Some of the wildest myths about the Tulip Mania period have been debunked by Anne Goldgar in her book, Tulipmania: Money, Honor, and Knowledge in the Dutch Golden Age. The tales of financial ruin were certainly exaggerated and some of the stories were simply not true – for example, that of a sailor thrown into prison for accidently eating a tulip bulb, having mistaken it for an onion. Goldgar, researching through the archives, discovered that many of the rumours originated in pamphlets published after the event, often by Dutch Calvinists, eager to persuade people that chasing untold wealth was an ungodly pastime!
Still, the tulip is rather alluring and it’s tempting to believe that its elegance and sophistication could cause speculators to lose their senses, whilst in thrall to its beauty. Fortunately, you won’t have to invest your life savings to enjoy tulips in your back garden. A pack of 10 or even 20 bulbs can be bought for under £10 today.
A glance at the catalogues reveals a bewildering array – single, double, early, late, fringed, parrot… There are over 3,000 registered varieties, divided into 15 groups. There’s even a collection named after Rembrandt, who would have been painting at the time when the striated variety, named after him, could have cost more than a house! They do look as if someone has daubed them with a paintbrush, though, to create the streaks and splashes of colour.
Here’s a selection of tulips to turn anyone’s head:
Tulipa ‘Black Parrot’ is a member of the Parrot Group of tulips, which has flamboyantly frilled petal-like tepals. The cup-shaped, feathery flowers, appearing in late spring, are a deep purple-red.
For simple elegance, you can’t beat Tulipa ‘White Triumphator’, from the Lily-flowered Group of tulips. Flowering in late spring, it carries graceful, pure white flowers, with pointed petal-like tepals flaring at the tip.
Tulipa ‘Prinses Irene’ belongs to the Triumph Group of tulips, which has single, cup-shaped flowers often streaked with a contrasting colour. ‘Prinses Irene’ has gorgeous orange flowers, streaked with red-purple, in mid spring.

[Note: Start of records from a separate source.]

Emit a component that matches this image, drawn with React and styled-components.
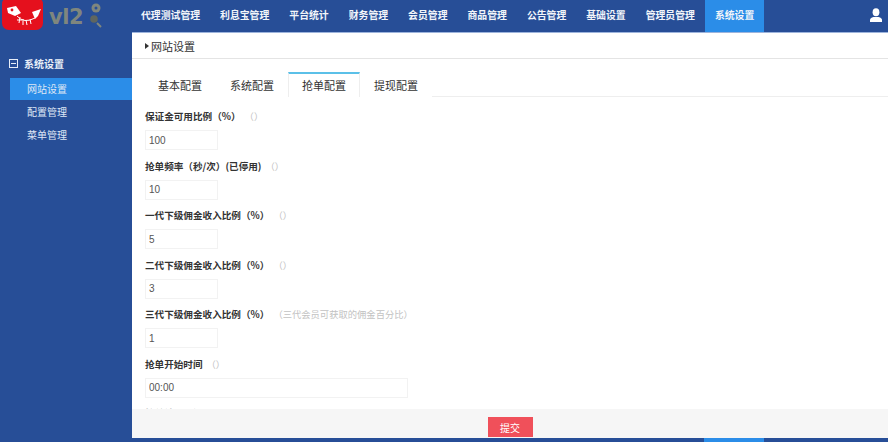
import React from "react";
import styled, { createGlobalStyle } from "styled-components";

const GlobalStyle = createGlobalStyle`
  html, body {
    margin: 0;
    padding: 0;
    height: 100%;
    background: #fff;
    font-family: "Noto Sans CJK SC", "Liberation Sans", sans-serif;
  }
  #root {
    height: 100%;
  }
`;

const navItems = [
  "代理测试管理",
  "利息宝管理",
  "平台统计",
  "财务管理",
  "会员管理",
  "商品管理",
  "公告管理",
  "基础设置",
  "管理员管理",
  "系统设置",
];

const sideItems = ["网站设置", "配置管理", "菜单管理"];
const tabs = ["基本配置", "系统配置", "抢单配置", "提现配置"];

const fields = [
  { label: "保证金可用比例（%）", hint: "（）", value: "100" },
  { label: "抢单频率（秒/次）(已停用)", hint: "（）", value: "10" },
  { label: "一代下级佣金收入比例（%）", hint: "（）", value: "5" },
  { label: "二代下级佣金收入比例（%）", hint: "（）", value: "3" },
  { label: "三代下级佣金收入比例（%）", hint: "（三代会员可获取的佣金百分比）", value: "1" },
  { label: "抢单开始时间", hint: "（）", value: "00:00", wide: true },
  { label: "抢单结束时间", hint: "（）", value: "23:59", wide: true },
];

const Page = styled.div`
  width: 888px;
  height: 442px;
  display: flex;
  flex-direction: column;
  overflow: hidden;
  background: #274e97;
`;

const Header = styled.header`
  height: 32px;
  flex: none;
  display: flex;
  background: #274e97;
`;

const LogoBox = styled.div`
  width: 131px;
  flex: none;
  display: flex;
  align-items: flex-start;
  gap: 5px;
  padding-left: 2px;
  box-sizing: border-box;
`;

const LogoText = styled.span`
  width: 40px;
  margin-right: -4px;
  font-family: "DejaVu Sans", sans-serif;
  font-size: 21px;
  font-weight: 700;
  line-height: 35px;
  letter-spacing: -0.5px;
  color: #7f867e;
`;

const Nav = styled.nav`
  display: flex;
  flex: 1;
`;

const NavItem = styled.div`
  padding: 0 10px;
  line-height: 31px;
  font-size: 9.85px;
  font-weight: 700;
  color: #f2f5fa;
  white-space: nowrap;
  background: ${(p) => (p.$active ? "#2b8de8" : "transparent")};
`;

const UserIcon = styled.div`
  width: 25px;
  display: flex;
  justify-content: center;
  padding-top: 8px;
  box-sizing: border-box;
`;

const Body = styled.div`
  flex: 1;
  min-height: 0;
  display: flex;
`;

const Sidebar = styled.aside`
  width: 132px;
  flex: none;
  padding-top: 20px;
  box-sizing: border-box;
  background: #274e97;
`;

const SideTitle = styled.div`
  display: flex;
  align-items: center;
  gap: 6px;
  height: 22px;
  padding-left: 9px;
  margin-bottom: 4px;
  font-size: 10px;
  font-weight: 700;
  color: #e8eef8;
`;

const SideItem = styled.div`
  height: 22px;
  line-height: 21px;
  margin: 0 0 1px 10px;
  padding-left: 17px;
  font-size: 10px;
  color: #dfe7f5;
  background: ${(p) => (p.$active ? "#2b8de8" : "transparent")};
`;

const Main = styled.main`
  flex: 1;
  min-width: 0;
  display: flex;
  flex-direction: column;
  background: #fff;
  border-top: 1px solid #9db4dc;
`;

const Crumb = styled.div`
  height: 25px;
  flex: none;
  display: flex;
  align-items: center;
  gap: 2px;
  padding-left: 13px;
  font-size: 11px;
  color: #333;
  border-bottom: 1px solid #e4e4e4;
`;

const Arrow = styled.i`
  width: 0;
  height: 0;
  border-left: 4px solid #333;
  border-top: 3px solid transparent;
  border-bottom: 3px solid transparent;
`;

const Content = styled.div`
  flex: 1;
  min-height: 0;
  overflow: hidden;
  padding: 13px 0 0 12px;
`;

const TabRow = styled.div`
  display: flex;
  height: 25px;
  box-sizing: border-box;
  border-bottom: 1px solid #eeeeee;
`;

const Tab = styled.div`
  width: 72px;
  height: 25px;
  box-sizing: border-box;
  text-align: center;
  font-size: 11px;
  line-height: 23px;
  color: #333;
  background: #fff;
  border-top: 2px solid ${(p) => (p.$active ? "#5bc0e8" : "transparent")};
  border-left: 1px solid ${(p) => (p.$active ? "#eeeeee" : "transparent")};
  border-right: 1px solid ${(p) => (p.$active ? "#eeeeee" : "transparent")};
`;

const Form = styled.div`
  padding: 13px 0 0 1px;
`;

const Field = styled.div`
  height: 49.5px;
`;

const LabelRow = styled.div`
  display: flex;
  gap: 4px;
  height: 13px;
  line-height: 13px;
  margin-bottom: 7px;
  font-size: 9.6px;
  white-space: nowrap;
`;

const Label = styled.span`
  font-weight: 700;
  color: #333;
`;

const Hint = styled.span`
  font-size: 9.3px;
  color: #c2c2c2;
`;

const Input = styled.input`
  display: block;
  width: ${(p) => (p.$wide ? "263px" : "73px")};
  height: 20px;
  box-sizing: border-box;
  padding: 0 3px;
  font-family: "Liberation Sans", sans-serif;
  font-size: 10px;
  color: #555;
  background: #fff;
  border: 1px solid #f2f2f2;
  outline: none;
`;

const Footer = styled.div`
  height: 29px;
  flex: none;
  display: flex;
  justify-content: center;
  align-items: flex-end;
  background: #f6f6f6;
`;

const SubmitButton = styled.button`
  width: 45px;
  height: 20px;
  margin-bottom: 1px;
  padding: 0;
  border: none;
  font-family: inherit;
  font-size: 10px;
  color: #fff;
  background: #f0505a;
`;

const BottomStrip = styled.div`
  height: 4px;
  flex: none;
  display: flex;
  padding-left: 704px;
  background: #274e97;
`;

const StripActive = styled.div`
  width: 60px;
  background: #2b8de8;
`;

const Logo = () => (
  <svg width="42" height="31" viewBox="0 0 42 31">
    <rect x="0" y="-3" width="41" height="33" rx="7" fill="#e5101d" />
    <path d="M5 8 L14 6 L19 13 L13 16 L6 13 Z" fill="#fff" />
    <circle cx="10" cy="10" r="1.4" fill="#e5101d" />
    <path d="M39 9 L30 12 L33 19 L36 16 Z" fill="#fff" />
    <path
      d="M15 16 Q22 24 33 18 M18 17 L17 23 M21 19 L21 25 M24 20 L25 25 M28 19 L29 24 M15 20 L20 20"
      fill="none"
      stroke="#fff"
      strokeWidth="1"
    />
  </svg>
);

const LogoMark = () => (
  <svg width="16" height="28" viewBox="0 0 16 28">
    <circle cx="6" cy="8" r="4.5" fill="#7f867e" />
    <circle cx="6" cy="8" r="1.5" fill="#274e97" />
    <circle cx="4" cy="19" r="3.8" fill="#5f665f" />
    <path d="M7 23 L11 27" stroke="#7f867e" strokeWidth="2" fill="none" />
  </svg>
);

const User = () => (
  <svg width="14" height="14" viewBox="0 0 14 14" fill="#fff">
    <ellipse cx="7" cy="4.2" rx="3.4" ry="4" />
    <path d="M1 14 V12 Q1 10 4.5 9 H9.5 Q13 10 13 12 V14 Z" />
  </svg>
);

const Collapse = () => (
  <svg width="9" height="9" viewBox="0 0 9 9" fill="none" stroke="#e8eef8">
    <rect x="0.5" y="0.5" width="8" height="8" />
    <path d="M2 4.5 H7" />
  </svg>
);

export default function App() {
  return (
    <>
      <GlobalStyle />
      <Page>
        <Header>
          <LogoBox>
            <Logo />
            <LogoText>vl2</LogoText>
            <LogoMark />
          </LogoBox>
          <Nav>
            {navItems.map((item, i) => (
              <NavItem key={item} $active={i === navItems.length - 1}>
                {item}
              </NavItem>
            ))}
          </Nav>
          <UserIcon>
            <User />
          </UserIcon>
        </Header>
        <Body>
          <Sidebar>
            <SideTitle>
              <Collapse />
              系统设置
            </SideTitle>
            {sideItems.map((item, i) => (
              <SideItem key={item} $active={i === 0}>
                {item}
              </SideItem>
            ))}
          </Sidebar>
          <Main>
            <Crumb>
              <Arrow />
              网站设置
            </Crumb>
            <Content>
              <TabRow>
                {tabs.map((tab, i) => (
                  <Tab key={tab} $active={i === 2}>
                    {tab}
                  </Tab>
                ))}
              </TabRow>
              <Form>
                {fields.map((f) => (
                  <Field key={f.label}>
                    <LabelRow>
                      <Label>{f.label}</Label>
                      <Hint>{f.hint}</Hint>
                    </LabelRow>
                    <Input $wide={f.wide} defaultValue={f.value} />
                  </Field>
                ))}
              </Form>
            </Content>
            <Footer>
              <SubmitButton>提交</SubmitButton>
            </Footer>
          </Main>
        </Body>
        <BottomStrip>
          <StripActive />
        </BottomStrip>
      </Page>
    </>
  );
}
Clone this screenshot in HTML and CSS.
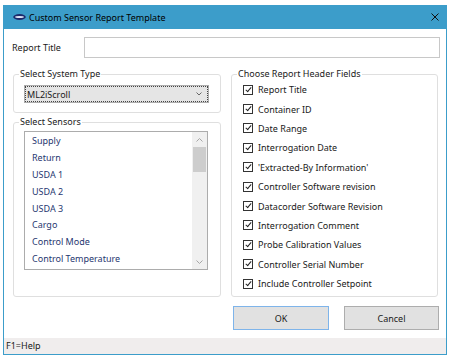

Tulipa ‘Queen of Night’ belongs to the Single Late Group of tulips, which flowers in late spring. The sumptuous, cup-shaped flowers are a sultry dark red-purple.
For an early flowering tulip, try Tulipa ‘Red Riding Hood’. A member of the Greigii Group of tulips, ‘Red Riding Hood’ has deep red bowl-shaped flowers, scarlet inside and with a black base.The strap-like leaves are blue-grey, attractively streaked maroon.